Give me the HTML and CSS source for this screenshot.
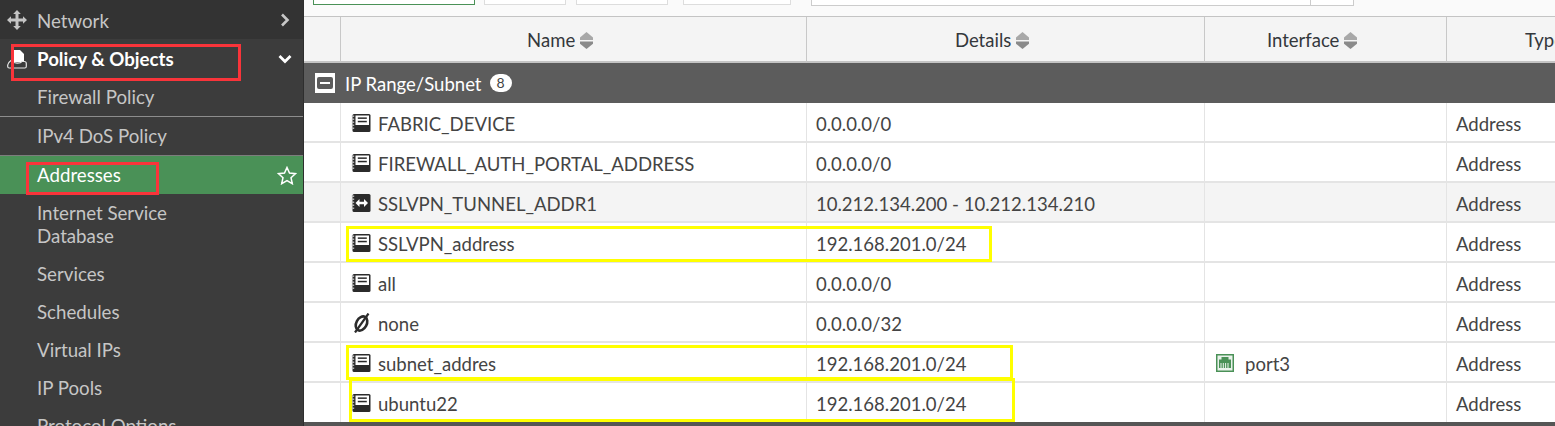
FILE: index.html
```html
<!DOCTYPE html>
<html lang="en">
<head>
<meta charset="utf-8">
<title>Addresses</title>
<link rel="stylesheet" href="styles.css">
</head>
<body>
<svg class="defs" width="0" height="0">
  <symbol id="book" viewBox="0 0 20 20">
    <rect x="1.500" y="1" width="18" height="18" rx="1.500" fill="#2b2b2b"/>
    <rect x="4.500" y="2.500" width="13.500" height="9.500" fill="#fff"/>
    <rect x="6.800" y="4.400" width="9" height="1.500" fill="#2b2b2b"/>
    <rect x="6.800" y="7.800" width="9" height="1.500" fill="#2b2b2b"/>
    <path d="M2 2.500v15" stroke="#b4b4b4" stroke-width="2.400" stroke-dasharray="1.500 1.500"/>
  </symbol>
  <symbol id="range" viewBox="0 0 20 20">
    <rect x="1.500" y="1" width="18" height="18" rx="1.500" fill="#2b2b2b"/>
    <path d="M4.500 10l4-4v2.700h4.500v-2.700l4 4-4 4v-2.700h-4.500v2.700z" fill="#fff"/>
    <path d="M2 2.500v15" stroke="#b4b4b4" stroke-width="2.400" stroke-dasharray="1.500 1.500"/>
  </symbol>
  <symbol id="sort" viewBox="0 0 13 17">
    <path d="M6.500 0l6.500 5.500v2.500h-13v-2.500z" fill="#a8a8a8"/>
    <path d="M0 9.500h13v2.300l-6.500 5.200-6.500-5.200z" fill="#8a8a8a"/>
  </symbol>
</svg>

<div class="app">
  <nav class="sidebar">
    <div class="nav-item nav-top">
      <svg class="nav-icon" width="20" height="20" viewBox="0 0 20 20"><path d="M10 0l3.800 4h-2.300v4.500h4.500v-2.300l4 3.800-4 3.800v-2.300h-4.500v4.500h2.300l-3.800 4-3.800-4h2.300v-4.500h-4.500v2.300l-4-3.800 4-3.800v2.300h4.500v-4.500h-2.300z" fill="#c4c4c4"/></svg>
      <span>Network</span>
      <svg class="chev" width="10" height="14" viewBox="0 0 10 14"><path d="M2 1.500l5.500 5.500-5.500 5.500" fill="none" stroke="#c8c8c8" stroke-width="2.600"/></svg>
    </div>
    <div class="nav-item nav-open">
      <svg class="nav-icon" width="20" height="20" viewBox="0 0 20 20"><path d="M6 1h7l4 4v8h-11z" fill="#fff"/><path d="M4 11.500c-1.500 1-3 2.500-3.300 4.500v1.500a1.500 1.500 0 0 0 1.500 1.500h15.600a1.500 1.500 0 0 0 1.500-1.500v-3a2 2 0 0 0-2-2h-2.500c-1 2-8 2.500-10.800-1z" fill="#3b3b3b" stroke="#e6e6e6" stroke-width="1.200"/></svg>
      <span>Policy &amp; Objects</span>
      <svg class="chev chev-down" width="14" height="10" viewBox="0 0 14 10"><path d="M1.500 2l5.500 5.500 5.500-5.500" fill="none" stroke="#fff" stroke-width="2.800"/></svg>
    </div>
    <div class="nav-sub nav-line">Firewall Policy</div>
    <div class="nav-sub">IPv4 DoS Policy</div>
    <div class="nav-sub nav-active">
      <span>Addresses</span>
      <svg class="star" width="20" height="19" viewBox="0 0 20 19"><path d="M10 1.500l2.500 5.600 6 .6-4.500 4 1.300 6-5.300-3.100-5.300 3.100 1.300-6-4.500-4 6-.6z" fill="none" stroke="#fff" stroke-width="1.500"/></svg>
    </div>
    <div class="nav-sub nav-wrap">Internet Service<br>Database</div>
    <div class="nav-sub">Services</div>
    <div class="nav-sub">Schedules</div>
    <div class="nav-sub">Virtual IPs</div>
    <div class="nav-sub">IP Pools</div>
    <div class="nav-sub">Protocol Options</div>
  </nav>

  <main class="main">
    <div class="toolbar">
      <div class="tool tool-create"></div>
      <div class="tool tool-a"></div>
      <div class="tool tool-b"></div>
      <div class="tool tool-c"></div>
      <div class="tool-search"><div class="search-end"></div></div>
    </div>

    <table class="grid">
      <colgroup>
        <col class="c-check"><col class="c-name"><col class="c-details"><col class="c-iface"><col class="c-type">
      </colgroup>
      <thead>
        <tr>
          <th></th>
          <th>Name <svg class="sort" width="13" height="17"><use href="#sort"/></svg></th>
          <th>Details <svg class="sort" width="13" height="17"><use href="#sort"/></svg></th>
          <th>Interface <svg class="sort" width="13" height="17"><use href="#sort"/></svg></th>
          <th>Type</th>
        </tr>
      </thead>
      <tbody>
        <tr class="group">
          <td colspan="5">
            <div class="group-label">
              <span class="minus"><i></i></span>
              <span>IP Range/Subnet</span>
              <span class="count">8</span>
            </div>
          </td>
        </tr>
        <tr>
          <td></td>
          <td><div class="cell"><svg class="ico" width="20" height="20"><use href="#book"/></svg>FABRIC_DEVICE</div></td>
          <td>0.0.0.0/0</td><td></td><td>Address</td>
        </tr>
        <tr>
          <td></td>
          <td><div class="cell"><svg class="ico" width="20" height="20"><use href="#book"/></svg>FIREWALL_AUTH_PORTAL_ADDRESS</div></td>
          <td>0.0.0.0/0</td><td></td><td>Address</td>
        </tr>
        <tr class="row-grey">
          <td></td>
          <td><div class="cell"><svg class="ico" width="20" height="20"><use href="#range"/></svg>SSLVPN_TUNNEL_ADDR1</div></td>
          <td>10.212.134.200 - 10.212.134.210</td><td></td><td>Address</td>
        </tr>
        <tr>
          <td></td>
          <td><div class="cell"><svg class="ico" width="20" height="20"><use href="#book"/></svg>SSLVPN_address</div></td>
          <td>192.168.201.0/24</td><td></td><td>Address</td>
        </tr>
        <tr>
          <td></td>
          <td><div class="cell"><svg class="ico" width="20" height="20"><use href="#book"/></svg>all</div></td>
          <td>0.0.0.0/0</td><td></td><td>Address</td>
        </tr>
        <tr>
          <td></td>
          <td><div class="cell"><svg class="ico" width="20" height="20" viewBox="0 0 20 20"><ellipse cx="10.500" cy="10.500" rx="5.200" ry="7.500" transform="rotate(28 10.500 10.500)" fill="none" stroke="#2b2b2b" stroke-width="2.600"/><path d="M4 19.500l13.500-19" stroke="#2b2b2b" stroke-width="2.200"/></svg>none</div></td>
          <td>0.0.0.0/32</td><td></td><td>Address</td>
        </tr>
        <tr>
          <td></td>
          <td><div class="cell"><svg class="ico" width="20" height="20"><use href="#book"/></svg>subnet_addres</div></td>
          <td>192.168.201.0/24</td>
          <td><div class="cell"><svg class="ico port" width="18" height="18" viewBox="0 0 18 18"><rect width="18" height="18" fill="#4a9157"/><rect x="1.500" y="1.500" width="15" height="15" fill="#e9f2eb"/><path d="M5.500 3h7v2.500h2.500v8.500h-12v-8.500h2.500z" fill="#4a9157"/><path d="M5 9v5M7.300 9v5M9.600 9v5M12 9v5" stroke="#fff" stroke-width=".9"/></svg>port3</div></td>
          <td>Address</td>
        </tr>
        <tr>
          <td></td>
          <td><div class="cell"><svg class="ico" width="20" height="20"><use href="#book"/></svg>ubuntu22</div></td>
          <td>192.168.201.0/24</td><td></td><td>Address</td>
        </tr>
      </tbody>
    </table>
    <div class="footbar"></div>
  </main>

  <!-- annotations drawn over the screenshot -->
  <div class="mark red mark-policy"></div>
  <div class="mark red mark-addr"></div>
  <div class="mark yellow mark-y1"></div>
  <div class="mark yellow mark-y2"></div>
  <div class="mark yellow mark-y3"></div>
</div>
</body>
</html>
```

FILE: styles.css
```css
html, body {
	margin: 0;
	padding: 0;
	height: 100%;
	overflow: hidden;
	background: #fff;
}
body {
	font-family: Lato, "Liberation Sans", Arial, sans-serif;
	font-size: 18.7px;
	color: #444;
}
.defs { position: absolute; }

.app {
	position: relative;
	display: flex;
	width: 1555px;
	height: 426px;
	overflow: hidden;
}

/* left menu */
.sidebar {
	flex: 0 0 303px;
	width: 303px;
	background: #3c3c3c;
	border-right: 1px solid #2e2e2e;
	color: #c6c6c6;
	box-sizing: content-box;
}
.nav-item {
	display: flex;
	align-items: center;
	padding-left: 7px;
	padding-right: 11px;
}
.nav-top {
	height: 39px;
	background: #333;
	padding-top: 1px;
	box-sizing: border-box;
}
.nav-top span { padding-top: 2px; }
.nav-open {
	height: 39px;
	color: #fff;
	font-weight: 700;
}
.nav-open span { padding-top: 1px; }
.nav-icon { flex: none; margin-right: 10px; }
.nav-item span { flex: 1; }
.chev { flex: none; margin-right: 2px; }
.chev-down { margin-right: 0; }
.nav-sub {
	display: flex;
	align-items: center;
	height: 38px;
	box-sizing: border-box;
	padding: 0 7px 0 37px;
}
.nav-line {
	height: 39px;
	border-bottom: 1px solid #8d8d8d;
}
.nav-active {
	height: 39px;
	background: #4a9157;
	color: #fff;
	justify-content: space-between;
	border-top: 1px solid #7d7d7d;
}
.star { margin-right: -1px; }
.nav-wrap {
	height: 61px;
	line-height: 23px;
}

/* content */
.main {
	flex: 1;
	min-width: 0;
	display: flex;
	flex-direction: column;
}
.toolbar {
	display: flex;
	height: 16px;
	flex: none;
	background: #fafafa;
	border-bottom: 1px solid #c4c4c4;
	padding-left: 9px;
}
.tool {
	height: 5px;
	background: #fff;
	border: 1px solid #ddd;
	border-top: 0;
	box-sizing: border-box;
	margin-right: 10px;
}
.tool-create { width: 162px; border-color: #4a9157; margin-right: 9px; }
.tool-a { width: 82px; }
.tool-b { width: 92px; margin-right: 15px; }
.tool-c { width: 108px; margin-right: 20px; }
.tool-search {
	width: 543px;
	height: 6px;
	background: #fff;
	border: 1px solid #ccc;
	border-top: 0;
	box-sizing: border-box;
	display: flex;
	justify-content: flex-end;
}
.search-end {
	width: 42px;
	border-left: 1px solid #ccc;
}

.grid {
	table-layout: fixed;
	border-collapse: separate;
	border-spacing: 0;
	width: 1365px;
	flex: none;
	font-size: 18.55px;
}
.c-check { width: 37px; }
.c-name { width: 466px; }
.c-details { width: 398px; }
.c-iface { width: 242px; }
.c-type { width: 222px; }

.grid th {
	height: 46px;
	padding: 2px 27px 0 0;
	box-sizing: border-box;
	background: #f4f4f4;
	border-right: 1px solid #c8c8c8;
	border-bottom: 2px solid #c4c4c4;
	font-weight: 400;
	color: #34383c;
	text-align: center;
	white-space: nowrap;
	overflow: hidden;
}
.grid th:last-child { border-right: 0; }
.sort { vertical-align: -2px; }

.grid td {
	height: 40px;
	padding: 4px 0 0 9px;
	box-sizing: border-box;
	border-right: 1px solid #e4e4e4;
	border-bottom: 2px solid #e4e4e4;
	white-space: nowrap;
	overflow: hidden;
}
.grid td:last-child { border-right: 0; }
.grid tr:last-child td {
	height: 39px;
	padding-top: 3px;
	border-bottom: 0;
}
.row-grey td { background: #f4f4f4; }

.grid .group td {
	height: 40px;
	padding: 1px 0 0 11px;
	background: #5c5c5c;
	border: 0;
	color: #fff;
}
.group-label {
	display: flex;
	align-items: center;
}
.minus {
	flex: none;
	display: flex;
	align-items: center;
	justify-content: center;
	width: 20px;
	height: 20px;
	background: #fff;
	margin-right: 10px;
	margin-top: -2px;
}
.minus i {
	display: block;
	width: 10px;
	height: 2px;
	background: #fff;
	border: 3px solid #5c5c5c;
	border-width: 5px 3px;
	border-radius: 2px;
}
.count {
	margin-left: 8px;
	margin-top: -2px;
	width: 22px;
	height: 18px;
	line-height: 18px;
	border-radius: 9px;
	background: #fff;
	color: #444;
	font-size: 14px;
	text-align: center;
}

.cell {
	display: flex;
	align-items: center;
}
.ico {
	flex: none;
	margin-right: 7px;
	margin-left: 1px;
	margin-top: -2px;
}
.port { margin-right: 11px; margin-left: 2px; }

.footbar {
	flex: 1;
	background: #555;
}

/* annotations */
.mark {
	position: absolute;
	box-sizing: border-box;
	border-style: solid;
	border-width: 3px;
}
.red { border-color: #f9343a; }
.yellow { border-color: #ffff00; }
.mark-policy { left: 11px; top: 44px; width: 230px; height: 37px; }
.mark-addr { left: 26px; top: 162px; width: 133px; height: 33px; }
.mark-y1 { left: 346px; top: 226px; width: 646px; height: 36px; }
.mark-y2 { left: 346px; top: 345px; width: 667px; height: 35px; }
.mark-y3 { left: 349px; top: 378px; width: 666px; height: 44px; }
```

◇ ◇ ◇ ◇ ◇

### [Goal]
From the listing above, pick out every line containing "screenshot".

### [Solution below]
Give me the HTML and CSS source for this screenshot.
  <!-- annotations drawn over the screenshot -->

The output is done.